#### [Goal]
Copy every line in which the string "component" occurs.

Interface markup and scripts
-- START --
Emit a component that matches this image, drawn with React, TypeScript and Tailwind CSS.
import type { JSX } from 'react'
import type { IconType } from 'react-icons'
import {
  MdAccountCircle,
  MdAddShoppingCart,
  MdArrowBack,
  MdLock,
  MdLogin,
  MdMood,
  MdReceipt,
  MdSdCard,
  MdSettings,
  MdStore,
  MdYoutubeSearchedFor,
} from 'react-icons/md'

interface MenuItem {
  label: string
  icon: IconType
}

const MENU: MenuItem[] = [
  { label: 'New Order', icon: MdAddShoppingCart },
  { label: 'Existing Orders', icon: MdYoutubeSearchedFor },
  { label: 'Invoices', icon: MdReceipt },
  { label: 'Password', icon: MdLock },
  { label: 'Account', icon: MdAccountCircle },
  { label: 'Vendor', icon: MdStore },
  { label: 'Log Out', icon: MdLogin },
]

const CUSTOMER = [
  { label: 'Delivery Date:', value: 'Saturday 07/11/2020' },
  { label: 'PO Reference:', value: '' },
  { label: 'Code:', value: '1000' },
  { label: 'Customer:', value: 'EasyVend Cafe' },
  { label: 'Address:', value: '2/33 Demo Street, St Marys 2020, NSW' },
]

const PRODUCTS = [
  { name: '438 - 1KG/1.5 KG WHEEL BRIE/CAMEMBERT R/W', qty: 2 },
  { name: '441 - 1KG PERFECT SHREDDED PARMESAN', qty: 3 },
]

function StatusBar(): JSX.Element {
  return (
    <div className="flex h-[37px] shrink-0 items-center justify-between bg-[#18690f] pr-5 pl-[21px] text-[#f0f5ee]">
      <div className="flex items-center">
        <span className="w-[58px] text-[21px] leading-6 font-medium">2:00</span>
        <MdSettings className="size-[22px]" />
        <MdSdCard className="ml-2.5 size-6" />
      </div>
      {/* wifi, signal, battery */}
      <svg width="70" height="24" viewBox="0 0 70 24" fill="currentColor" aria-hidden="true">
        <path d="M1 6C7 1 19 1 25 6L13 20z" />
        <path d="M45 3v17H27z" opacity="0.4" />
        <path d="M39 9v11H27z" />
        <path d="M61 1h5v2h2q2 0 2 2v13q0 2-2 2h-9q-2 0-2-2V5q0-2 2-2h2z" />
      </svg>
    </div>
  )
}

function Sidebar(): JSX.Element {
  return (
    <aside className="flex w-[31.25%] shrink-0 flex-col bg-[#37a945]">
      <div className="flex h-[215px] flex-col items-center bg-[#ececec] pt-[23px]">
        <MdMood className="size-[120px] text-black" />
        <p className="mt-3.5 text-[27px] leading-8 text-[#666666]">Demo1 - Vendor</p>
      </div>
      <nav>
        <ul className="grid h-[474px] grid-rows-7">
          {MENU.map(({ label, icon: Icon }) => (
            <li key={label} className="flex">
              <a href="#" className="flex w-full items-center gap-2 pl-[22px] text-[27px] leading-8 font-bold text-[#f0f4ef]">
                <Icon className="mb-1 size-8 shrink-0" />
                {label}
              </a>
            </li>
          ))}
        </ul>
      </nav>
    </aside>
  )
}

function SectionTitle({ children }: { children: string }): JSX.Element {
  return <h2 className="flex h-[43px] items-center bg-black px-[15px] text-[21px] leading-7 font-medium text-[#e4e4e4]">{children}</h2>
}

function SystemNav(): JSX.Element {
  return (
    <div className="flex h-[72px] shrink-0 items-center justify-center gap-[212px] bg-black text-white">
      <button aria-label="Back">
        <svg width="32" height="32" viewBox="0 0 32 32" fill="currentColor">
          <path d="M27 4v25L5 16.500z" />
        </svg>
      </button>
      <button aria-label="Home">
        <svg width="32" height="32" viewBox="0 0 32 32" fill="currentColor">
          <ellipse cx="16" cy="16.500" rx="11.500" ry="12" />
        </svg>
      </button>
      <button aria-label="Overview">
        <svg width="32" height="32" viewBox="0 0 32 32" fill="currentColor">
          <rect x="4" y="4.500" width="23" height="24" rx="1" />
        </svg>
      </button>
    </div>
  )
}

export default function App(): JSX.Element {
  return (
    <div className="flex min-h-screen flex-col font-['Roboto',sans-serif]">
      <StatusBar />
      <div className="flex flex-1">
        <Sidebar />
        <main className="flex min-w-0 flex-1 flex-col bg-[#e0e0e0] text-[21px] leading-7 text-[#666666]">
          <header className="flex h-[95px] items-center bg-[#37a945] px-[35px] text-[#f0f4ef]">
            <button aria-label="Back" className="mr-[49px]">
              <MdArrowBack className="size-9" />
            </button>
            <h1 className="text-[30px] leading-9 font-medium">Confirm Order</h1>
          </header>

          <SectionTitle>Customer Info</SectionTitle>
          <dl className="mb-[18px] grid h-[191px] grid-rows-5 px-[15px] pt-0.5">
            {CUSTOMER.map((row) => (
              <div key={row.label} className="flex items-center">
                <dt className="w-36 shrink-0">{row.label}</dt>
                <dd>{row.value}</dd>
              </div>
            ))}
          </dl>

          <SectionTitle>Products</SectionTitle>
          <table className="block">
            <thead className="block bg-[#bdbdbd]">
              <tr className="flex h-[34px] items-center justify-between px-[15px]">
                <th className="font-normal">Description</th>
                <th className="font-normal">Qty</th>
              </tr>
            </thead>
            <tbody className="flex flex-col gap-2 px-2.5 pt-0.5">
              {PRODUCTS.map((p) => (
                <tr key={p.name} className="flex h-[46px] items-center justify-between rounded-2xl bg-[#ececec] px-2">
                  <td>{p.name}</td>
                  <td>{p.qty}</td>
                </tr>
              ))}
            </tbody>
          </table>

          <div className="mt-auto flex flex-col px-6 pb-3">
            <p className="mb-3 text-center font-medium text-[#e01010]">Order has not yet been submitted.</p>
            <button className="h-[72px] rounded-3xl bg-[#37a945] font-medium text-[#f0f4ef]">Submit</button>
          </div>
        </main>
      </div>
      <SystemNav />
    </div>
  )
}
-- END --
-- START --
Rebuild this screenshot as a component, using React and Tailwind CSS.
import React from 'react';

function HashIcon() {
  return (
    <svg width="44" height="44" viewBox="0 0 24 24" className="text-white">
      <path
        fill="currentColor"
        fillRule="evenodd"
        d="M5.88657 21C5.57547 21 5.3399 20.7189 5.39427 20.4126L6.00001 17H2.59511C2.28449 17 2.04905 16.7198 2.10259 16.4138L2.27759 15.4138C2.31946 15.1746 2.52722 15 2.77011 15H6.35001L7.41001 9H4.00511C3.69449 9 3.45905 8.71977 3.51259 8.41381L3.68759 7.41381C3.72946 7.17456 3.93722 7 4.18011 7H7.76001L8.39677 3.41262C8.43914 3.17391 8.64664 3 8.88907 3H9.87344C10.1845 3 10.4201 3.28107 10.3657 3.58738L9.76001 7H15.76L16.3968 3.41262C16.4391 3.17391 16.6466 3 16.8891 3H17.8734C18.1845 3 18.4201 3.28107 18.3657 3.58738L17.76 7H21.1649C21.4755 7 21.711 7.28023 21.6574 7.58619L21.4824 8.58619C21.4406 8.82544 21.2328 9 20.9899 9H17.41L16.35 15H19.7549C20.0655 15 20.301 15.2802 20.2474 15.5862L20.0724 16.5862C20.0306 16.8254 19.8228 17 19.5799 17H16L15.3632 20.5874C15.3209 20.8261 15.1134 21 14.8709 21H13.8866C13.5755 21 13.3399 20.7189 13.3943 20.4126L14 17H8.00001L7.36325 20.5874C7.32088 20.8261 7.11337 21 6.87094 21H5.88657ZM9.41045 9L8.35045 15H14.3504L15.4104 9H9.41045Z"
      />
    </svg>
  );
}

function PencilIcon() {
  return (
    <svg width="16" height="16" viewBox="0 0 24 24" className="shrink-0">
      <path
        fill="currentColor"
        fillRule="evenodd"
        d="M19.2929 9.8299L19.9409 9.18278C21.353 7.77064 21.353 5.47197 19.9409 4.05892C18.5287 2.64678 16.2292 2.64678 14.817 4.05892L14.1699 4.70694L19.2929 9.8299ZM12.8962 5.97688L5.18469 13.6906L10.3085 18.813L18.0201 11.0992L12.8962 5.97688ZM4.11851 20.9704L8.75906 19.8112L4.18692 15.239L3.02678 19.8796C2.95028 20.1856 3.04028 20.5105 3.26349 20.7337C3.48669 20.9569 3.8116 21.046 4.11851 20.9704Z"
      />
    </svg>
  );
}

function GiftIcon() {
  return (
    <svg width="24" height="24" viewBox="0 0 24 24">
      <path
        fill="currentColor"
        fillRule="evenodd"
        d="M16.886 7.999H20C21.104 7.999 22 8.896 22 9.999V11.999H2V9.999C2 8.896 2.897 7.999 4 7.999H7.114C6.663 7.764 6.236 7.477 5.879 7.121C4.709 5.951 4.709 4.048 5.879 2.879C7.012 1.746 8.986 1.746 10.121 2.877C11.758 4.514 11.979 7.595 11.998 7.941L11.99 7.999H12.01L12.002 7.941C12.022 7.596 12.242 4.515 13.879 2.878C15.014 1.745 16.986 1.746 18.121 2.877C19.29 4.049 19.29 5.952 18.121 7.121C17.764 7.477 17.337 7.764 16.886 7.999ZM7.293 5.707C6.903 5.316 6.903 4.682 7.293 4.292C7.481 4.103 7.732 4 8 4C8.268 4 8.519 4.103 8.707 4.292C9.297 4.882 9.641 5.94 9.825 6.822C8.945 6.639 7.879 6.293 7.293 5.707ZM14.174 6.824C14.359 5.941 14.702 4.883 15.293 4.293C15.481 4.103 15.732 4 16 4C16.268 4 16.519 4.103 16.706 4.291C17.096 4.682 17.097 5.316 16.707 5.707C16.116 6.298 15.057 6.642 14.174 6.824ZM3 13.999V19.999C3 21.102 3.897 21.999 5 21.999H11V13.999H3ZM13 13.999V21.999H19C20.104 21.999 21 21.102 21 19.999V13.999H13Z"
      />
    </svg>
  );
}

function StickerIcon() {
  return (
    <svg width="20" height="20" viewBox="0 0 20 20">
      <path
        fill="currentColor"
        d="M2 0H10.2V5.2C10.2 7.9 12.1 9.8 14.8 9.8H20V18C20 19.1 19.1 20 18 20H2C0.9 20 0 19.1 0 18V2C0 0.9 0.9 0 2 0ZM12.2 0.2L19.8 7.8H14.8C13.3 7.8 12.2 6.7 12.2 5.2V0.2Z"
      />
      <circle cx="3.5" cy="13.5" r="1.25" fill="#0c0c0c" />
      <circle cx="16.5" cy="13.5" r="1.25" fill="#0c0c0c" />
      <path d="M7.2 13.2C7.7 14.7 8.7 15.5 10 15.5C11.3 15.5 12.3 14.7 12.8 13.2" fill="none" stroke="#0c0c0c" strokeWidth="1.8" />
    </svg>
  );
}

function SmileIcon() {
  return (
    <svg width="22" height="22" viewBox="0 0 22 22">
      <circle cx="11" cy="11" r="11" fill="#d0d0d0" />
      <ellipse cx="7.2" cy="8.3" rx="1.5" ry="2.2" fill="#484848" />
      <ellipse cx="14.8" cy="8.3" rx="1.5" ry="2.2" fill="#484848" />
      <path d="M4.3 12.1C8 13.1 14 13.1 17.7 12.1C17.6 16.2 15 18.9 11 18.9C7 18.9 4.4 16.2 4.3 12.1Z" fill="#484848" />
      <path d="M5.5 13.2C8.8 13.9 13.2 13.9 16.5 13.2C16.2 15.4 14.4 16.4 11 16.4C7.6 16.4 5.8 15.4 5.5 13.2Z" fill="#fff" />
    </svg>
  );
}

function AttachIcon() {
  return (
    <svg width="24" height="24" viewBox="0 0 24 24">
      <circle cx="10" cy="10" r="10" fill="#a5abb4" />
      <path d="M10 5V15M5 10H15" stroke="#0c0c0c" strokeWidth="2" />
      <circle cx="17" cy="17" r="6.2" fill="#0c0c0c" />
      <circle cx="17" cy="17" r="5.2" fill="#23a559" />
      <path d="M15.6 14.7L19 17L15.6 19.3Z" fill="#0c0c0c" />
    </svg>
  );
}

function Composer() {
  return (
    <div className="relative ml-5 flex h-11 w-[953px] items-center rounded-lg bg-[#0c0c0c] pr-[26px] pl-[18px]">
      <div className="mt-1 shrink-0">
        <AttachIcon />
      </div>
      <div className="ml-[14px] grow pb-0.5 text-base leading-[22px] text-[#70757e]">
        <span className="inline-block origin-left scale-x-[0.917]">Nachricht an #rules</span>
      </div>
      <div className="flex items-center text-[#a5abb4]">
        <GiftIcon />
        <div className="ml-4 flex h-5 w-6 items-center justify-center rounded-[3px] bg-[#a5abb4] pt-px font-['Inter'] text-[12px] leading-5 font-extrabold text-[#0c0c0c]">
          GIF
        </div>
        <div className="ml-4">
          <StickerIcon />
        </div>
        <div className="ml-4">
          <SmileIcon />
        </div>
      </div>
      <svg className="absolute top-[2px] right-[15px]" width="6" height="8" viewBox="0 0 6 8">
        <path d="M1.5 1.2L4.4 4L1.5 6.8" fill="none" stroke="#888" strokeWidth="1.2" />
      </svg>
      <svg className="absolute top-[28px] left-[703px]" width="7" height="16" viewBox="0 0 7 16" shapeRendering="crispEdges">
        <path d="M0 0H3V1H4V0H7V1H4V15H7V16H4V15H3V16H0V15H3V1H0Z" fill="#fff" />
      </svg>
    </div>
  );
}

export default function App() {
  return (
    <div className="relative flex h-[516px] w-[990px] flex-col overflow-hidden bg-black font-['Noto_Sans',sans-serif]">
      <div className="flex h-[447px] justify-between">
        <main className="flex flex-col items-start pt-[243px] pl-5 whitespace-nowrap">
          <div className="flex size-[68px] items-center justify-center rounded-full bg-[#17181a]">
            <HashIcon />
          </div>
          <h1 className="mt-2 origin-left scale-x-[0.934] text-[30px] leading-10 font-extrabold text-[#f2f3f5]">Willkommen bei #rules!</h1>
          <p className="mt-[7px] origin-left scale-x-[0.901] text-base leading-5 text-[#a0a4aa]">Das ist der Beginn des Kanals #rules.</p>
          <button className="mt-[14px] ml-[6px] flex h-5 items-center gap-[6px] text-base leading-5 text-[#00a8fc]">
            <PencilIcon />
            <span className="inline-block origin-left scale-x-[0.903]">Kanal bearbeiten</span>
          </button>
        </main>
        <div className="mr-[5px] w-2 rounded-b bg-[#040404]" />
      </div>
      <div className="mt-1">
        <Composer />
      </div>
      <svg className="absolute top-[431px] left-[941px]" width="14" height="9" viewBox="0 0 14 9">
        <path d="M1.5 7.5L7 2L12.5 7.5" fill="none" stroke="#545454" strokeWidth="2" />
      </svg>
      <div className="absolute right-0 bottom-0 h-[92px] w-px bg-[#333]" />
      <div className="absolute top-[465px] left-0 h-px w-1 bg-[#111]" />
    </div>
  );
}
-- END --
#### [Solution to the problem]
Emit a component that matches this image, drawn with React, TypeScript and Tailwind CSS.
Rebuild this screenshot as a component, using React and Tailwind CSS.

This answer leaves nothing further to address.